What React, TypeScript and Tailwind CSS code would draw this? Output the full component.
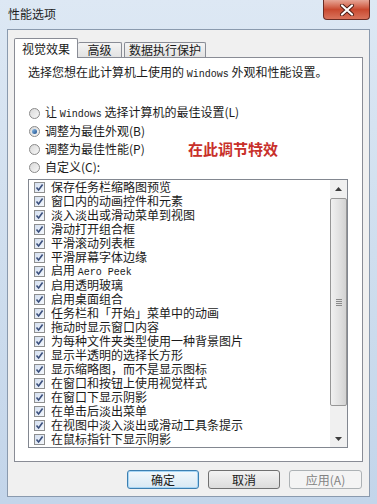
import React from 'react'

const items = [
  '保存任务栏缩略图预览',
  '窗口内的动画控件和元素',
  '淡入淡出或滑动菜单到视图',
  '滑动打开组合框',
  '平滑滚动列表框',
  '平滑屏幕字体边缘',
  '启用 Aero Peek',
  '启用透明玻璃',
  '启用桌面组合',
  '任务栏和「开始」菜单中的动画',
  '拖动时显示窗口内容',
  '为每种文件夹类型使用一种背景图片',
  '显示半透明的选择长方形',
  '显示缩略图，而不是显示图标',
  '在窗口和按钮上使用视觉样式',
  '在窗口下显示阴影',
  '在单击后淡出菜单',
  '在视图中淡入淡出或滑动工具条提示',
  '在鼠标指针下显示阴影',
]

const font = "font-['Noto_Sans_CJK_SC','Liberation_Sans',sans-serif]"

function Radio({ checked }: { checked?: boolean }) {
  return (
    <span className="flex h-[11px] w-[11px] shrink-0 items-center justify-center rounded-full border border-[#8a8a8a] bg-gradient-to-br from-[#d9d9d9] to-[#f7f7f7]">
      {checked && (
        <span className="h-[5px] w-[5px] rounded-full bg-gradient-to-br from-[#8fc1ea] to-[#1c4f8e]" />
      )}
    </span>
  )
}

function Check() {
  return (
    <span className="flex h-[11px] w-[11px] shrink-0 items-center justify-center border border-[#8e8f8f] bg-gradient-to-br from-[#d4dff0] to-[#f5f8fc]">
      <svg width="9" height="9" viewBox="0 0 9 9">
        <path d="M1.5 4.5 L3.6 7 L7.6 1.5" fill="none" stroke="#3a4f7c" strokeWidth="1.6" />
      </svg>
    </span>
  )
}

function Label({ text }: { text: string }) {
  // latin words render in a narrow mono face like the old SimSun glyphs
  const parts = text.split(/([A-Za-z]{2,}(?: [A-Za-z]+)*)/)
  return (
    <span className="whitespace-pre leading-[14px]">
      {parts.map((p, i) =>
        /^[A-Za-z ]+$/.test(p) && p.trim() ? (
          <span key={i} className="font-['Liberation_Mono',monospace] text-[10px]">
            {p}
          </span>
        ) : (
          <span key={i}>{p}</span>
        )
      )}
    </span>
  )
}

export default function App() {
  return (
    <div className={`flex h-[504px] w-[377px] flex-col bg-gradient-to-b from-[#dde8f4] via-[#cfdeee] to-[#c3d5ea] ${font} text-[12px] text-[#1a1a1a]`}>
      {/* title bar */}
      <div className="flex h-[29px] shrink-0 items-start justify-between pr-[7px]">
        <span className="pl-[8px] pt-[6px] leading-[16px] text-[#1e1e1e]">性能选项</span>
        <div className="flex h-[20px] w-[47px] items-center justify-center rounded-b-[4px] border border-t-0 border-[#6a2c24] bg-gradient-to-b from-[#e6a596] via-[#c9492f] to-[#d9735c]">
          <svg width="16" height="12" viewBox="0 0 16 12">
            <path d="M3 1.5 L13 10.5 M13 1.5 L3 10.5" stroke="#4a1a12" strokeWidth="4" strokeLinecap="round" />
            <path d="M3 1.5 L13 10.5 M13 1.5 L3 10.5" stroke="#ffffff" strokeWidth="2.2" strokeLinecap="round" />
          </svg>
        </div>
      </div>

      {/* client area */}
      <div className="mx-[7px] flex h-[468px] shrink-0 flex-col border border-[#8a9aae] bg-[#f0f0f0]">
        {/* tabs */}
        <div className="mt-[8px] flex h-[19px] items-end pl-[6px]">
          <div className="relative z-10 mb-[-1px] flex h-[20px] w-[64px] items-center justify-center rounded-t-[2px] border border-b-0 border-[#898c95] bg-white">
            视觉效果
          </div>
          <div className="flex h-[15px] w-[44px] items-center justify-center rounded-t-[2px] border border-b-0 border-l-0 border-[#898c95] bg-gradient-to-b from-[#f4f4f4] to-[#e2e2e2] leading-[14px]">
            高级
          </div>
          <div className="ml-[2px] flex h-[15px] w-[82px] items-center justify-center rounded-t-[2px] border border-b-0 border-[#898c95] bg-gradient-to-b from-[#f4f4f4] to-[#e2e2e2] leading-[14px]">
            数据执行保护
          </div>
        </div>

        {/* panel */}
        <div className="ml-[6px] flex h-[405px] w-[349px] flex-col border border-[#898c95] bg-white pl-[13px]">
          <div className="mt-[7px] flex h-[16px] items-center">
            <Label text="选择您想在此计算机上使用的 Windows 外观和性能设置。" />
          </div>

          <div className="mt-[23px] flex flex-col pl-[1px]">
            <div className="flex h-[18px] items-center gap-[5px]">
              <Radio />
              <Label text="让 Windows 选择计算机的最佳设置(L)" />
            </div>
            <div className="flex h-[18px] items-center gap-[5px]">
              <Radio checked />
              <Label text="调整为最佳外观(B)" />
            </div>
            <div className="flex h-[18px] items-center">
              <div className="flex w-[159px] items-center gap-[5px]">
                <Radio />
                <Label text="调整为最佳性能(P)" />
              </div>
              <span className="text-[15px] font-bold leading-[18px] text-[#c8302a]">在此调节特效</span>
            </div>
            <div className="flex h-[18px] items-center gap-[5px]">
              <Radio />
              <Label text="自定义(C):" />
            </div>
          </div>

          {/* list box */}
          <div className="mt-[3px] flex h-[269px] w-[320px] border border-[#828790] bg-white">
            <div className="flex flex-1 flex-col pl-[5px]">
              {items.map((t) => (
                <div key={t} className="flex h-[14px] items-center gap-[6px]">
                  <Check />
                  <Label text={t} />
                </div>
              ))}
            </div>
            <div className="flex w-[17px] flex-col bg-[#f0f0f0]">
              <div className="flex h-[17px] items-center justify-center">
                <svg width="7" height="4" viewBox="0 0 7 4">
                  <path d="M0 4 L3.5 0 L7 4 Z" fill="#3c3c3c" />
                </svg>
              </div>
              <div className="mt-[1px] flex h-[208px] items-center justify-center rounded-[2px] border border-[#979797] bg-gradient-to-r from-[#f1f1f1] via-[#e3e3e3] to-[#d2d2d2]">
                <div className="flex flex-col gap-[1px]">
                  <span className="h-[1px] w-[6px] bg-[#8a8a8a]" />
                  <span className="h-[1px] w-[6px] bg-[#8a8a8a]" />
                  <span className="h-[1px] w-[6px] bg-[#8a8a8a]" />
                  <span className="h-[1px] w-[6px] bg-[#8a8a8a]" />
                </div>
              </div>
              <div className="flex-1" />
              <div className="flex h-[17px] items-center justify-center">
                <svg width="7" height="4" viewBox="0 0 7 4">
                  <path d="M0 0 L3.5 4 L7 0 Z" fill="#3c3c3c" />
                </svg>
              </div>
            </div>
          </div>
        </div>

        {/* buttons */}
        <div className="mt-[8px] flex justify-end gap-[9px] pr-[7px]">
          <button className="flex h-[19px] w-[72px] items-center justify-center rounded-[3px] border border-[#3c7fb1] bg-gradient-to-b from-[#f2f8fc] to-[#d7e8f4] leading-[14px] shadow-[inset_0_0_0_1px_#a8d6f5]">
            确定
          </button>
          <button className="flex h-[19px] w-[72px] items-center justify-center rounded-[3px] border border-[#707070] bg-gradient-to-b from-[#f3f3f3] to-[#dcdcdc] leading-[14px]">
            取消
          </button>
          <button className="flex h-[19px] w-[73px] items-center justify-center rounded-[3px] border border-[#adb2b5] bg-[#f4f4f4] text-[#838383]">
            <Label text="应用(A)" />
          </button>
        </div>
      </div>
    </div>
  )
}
-=-=-
GIVEN TASK: Without the pictures, transcribe the listing above exactly.

FINISHED TASK:
What React, TypeScript and Tailwind CSS code would draw this? Output the full component.
import React from 'react'

const items = [
  '保存任务栏缩略图预览',
  '窗口内的动画控件和元素',
  '淡入淡出或滑动菜单到视图',
  '滑动打开组合框',
  '平滑滚动列表框',
  '平滑屏幕字体边缘',
  '启用 Aero Peek',
  '启用透明玻璃',
  '启用桌面组合',
  '任务栏和「开始」菜单中的动画',
  '拖动时显示窗口内容',
  '为每种文件夹类型使用一种背景图片',
  '显示半透明的选择长方形',
  '显示缩略图，而不是显示图标',
  '在窗口和按钮上使用视觉样式',
  '在窗口下显示阴影',
  '在单击后淡出菜单',
  '在视图中淡入淡出或滑动工具条提示',
  '在鼠标指针下显示阴影',
]

const font = "font-['Noto_Sans_CJK_SC','Liberation_Sans',sans-serif]"

function Radio({ checked }: { checked?: boolean }) {
  return (
    <span className="flex h-[11px] w-[11px] shrink-0 items-center justify-center rounded-full border border-[#8a8a8a] bg-gradient-to-br from-[#d9d9d9] to-[#f7f7f7]">
      {checked && (
        <span className="h-[5px] w-[5px] rounded-full bg-gradient-to-br from-[#8fc1ea] to-[#1c4f8e]" />
      )}
    </span>
  )
}

function Check() {
  return (
    <span className="flex h-[11px] w-[11px] shrink-0 items-center justify-center border border-[#8e8f8f] bg-gradient-to-br from-[#d4dff0] to-[#f5f8fc]">
      <svg width="9" height="9" viewBox="0 0 9 9">
        <path d="M1.5 4.5 L3.6 7 L7.6 1.5" fill="none" stroke="#3a4f7c" strokeWidth="1.6" />
      </svg>
    </span>
  )
}

function Label({ text }: { text: string }) {
  // latin words render in a narrow mono face like the old SimSun glyphs
  const parts = text.split(/([A-Za-z]{2,}(?: [A-Za-z]+)*)/)
  return (
    <span className="whitespace-pre leading-[14px]">
      {parts.map((p, i) =>
        /^[A-Za-z ]+$/.test(p) && p.trim() ? (
          <span key={i} className="font-['Liberation_Mono',monospace] text-[10px]">
            {p}
          </span>
        ) : (
          <span key={i}>{p}</span>
        )
      )}
    </span>
  )
}

export default function App() {
  return (
    <div className={`flex h-[504px] w-[377px] flex-col bg-gradient-to-b from-[#dde8f4] via-[#cfdeee] to-[#c3d5ea] ${font} text-[12px] text-[#1a1a1a]`}>
      {/* title bar */}
      <div className="flex h-[29px] shrink-0 items-start justify-between pr-[7px]">
        <span className="pl-[8px] pt-[6px] leading-[16px] text-[#1e1e1e]">性能选项</span>
        <div className="flex h-[20px] w-[47px] items-center justify-center rounded-b-[4px] border border-t-0 border-[#6a2c24] bg-gradient-to-b from-[#e6a596] via-[#c9492f] to-[#d9735c]">
          <svg width="16" height="12" viewBox="0 0 16 12">
            <path d="M3 1.5 L13 10.5 M13 1.5 L3 10.5" stroke="#4a1a12" strokeWidth="4" strokeLinecap="round" />
            <path d="M3 1.5 L13 10.5 M13 1.5 L3 10.5" stroke="#ffffff" strokeWidth="2.2" strokeLinecap="round" />
          </svg>
        </div>
      </div>

      {/* client area */}
      <div className="mx-[7px] flex h-[468px] shrink-0 flex-col border border-[#8a9aae] bg-[#f0f0f0]">
        {/* tabs */}
        <div className="mt-[8px] flex h-[19px] items-end pl-[6px]">
          <div className="relative z-10 mb-[-1px] flex h-[20px] w-[64px] items-center justify-center rounded-t-[2px] border border-b-0 border-[#898c95] bg-white">
            视觉效果
          </div>
          <div className="flex h-[15px] w-[44px] items-center justify-center rounded-t-[2px] border border-b-0 border-l-0 border-[#898c95] bg-gradient-to-b from-[#f4f4f4] to-[#e2e2e2] leading-[14px]">
            高级
          </div>
          <div className="ml-[2px] flex h-[15px] w-[82px] items-center justify-center rounded-t-[2px] border border-b-0 border-[#898c95] bg-gradient-to-b from-[#f4f4f4] to-[#e2e2e2] leading-[14px]">
            数据执行保护
          </div>
        </div>

        {/* panel */}
        <div className="ml-[6px] flex h-[405px] w-[349px] flex-col border border-[#898c95] bg-white pl-[13px]">
          <div className="mt-[7px] flex h-[16px] items-center">
            <Label text="选择您想在此计算机上使用的 Windows 外观和性能设置。" />
          </div>

          <div className="mt-[23px] flex flex-col pl-[1px]">
            <div className="flex h-[18px] items-center gap-[5px]">
              <Radio />
              <Label text="让 Windows 选择计算机的最佳设置(L)" />
            </div>
            <div className="flex h-[18px] items-center gap-[5px]">
              <Radio checked />
              <Label text="调整为最佳外观(B)" />
            </div>
            <div className="flex h-[18px] items-center">
              <div className="flex w-[159px] items-center gap-[5px]">
                <Radio />
                <Label text="调整为最佳性能(P)" />
              </div>
              <span className="text-[15px] font-bold leading-[18px] text-[#c8302a]">在此调节特效</span>
            </div>
            <div className="flex h-[18px] items-center gap-[5px]">
              <Radio />
              <Label text="自定义(C):" />
            </div>
          </div>

          {/* list box */}
          <div className="mt-[3px] flex h-[269px] w-[320px] border border-[#828790] bg-white">
            <div className="flex flex-1 flex-col pl-[5px]">
              {items.map((t) => (
                <div key={t} className="flex h-[14px] items-center gap-[6px]">
                  <Check />
                  <Label text={t} />
                </div>
              ))}
            </div>
            <div className="flex w-[17px] flex-col bg-[#f0f0f0]">
              <div className="flex h-[17px] items-center justify-center">
                <svg width="7" height="4" viewBox="0 0 7 4">
                  <path d="M0 4 L3.5 0 L7 4 Z" fill="#3c3c3c" />
                </svg>
              </div>
              <div className="mt-[1px] flex h-[208px] items-center justify-center rounded-[2px] border border-[#979797] bg-gradient-to-r from-[#f1f1f1] via-[#e3e3e3] to-[#d2d2d2]">
                <div className="flex flex-col gap-[1px]">
                  <span className="h-[1px] w-[6px] bg-[#8a8a8a]" />
                  <span className="h-[1px] w-[6px] bg-[#8a8a8a]" />
                  <span className="h-[1px] w-[6px] bg-[#8a8a8a]" />
                  <span className="h-[1px] w-[6px] bg-[#8a8a8a]" />
                </div>
              </div>
              <div className="flex-1" />
              <div className="flex h-[17px] items-center justify-center">
                <svg width="7" height="4" viewBox="0 0 7 4">
                  <path d="M0 0 L3.5 4 L7 0 Z" fill="#3c3c3c" />
                </svg>
              </div>
            </div>
          </div>
        </div>

        {/* buttons */}
        <div className="mt-[8px] flex justify-end gap-[9px] pr-[7px]">
          <button className="flex h-[19px] w-[72px] items-center justify-center rounded-[3px] border border-[#3c7fb1] bg-gradient-to-b from-[#f2f8fc] to-[#d7e8f4] leading-[14px] shadow-[inset_0_0_0_1px_#a8d6f5]">
            确定
          </button>
          <button className="flex h-[19px] w-[72px] items-center justify-center rounded-[3px] border border-[#707070] bg-gradient-to-b from-[#f3f3f3] to-[#dcdcdc] leading-[14px]">
            取消
          </button>
          <button className="flex h-[19px] w-[73px] items-center justify-center rounded-[3px] border border-[#adb2b5] bg-[#f4f4f4] text-[#838383]">
            <Label text="应用(A)" />
          </button>
        </div>
      </div>
    </div>
  )
}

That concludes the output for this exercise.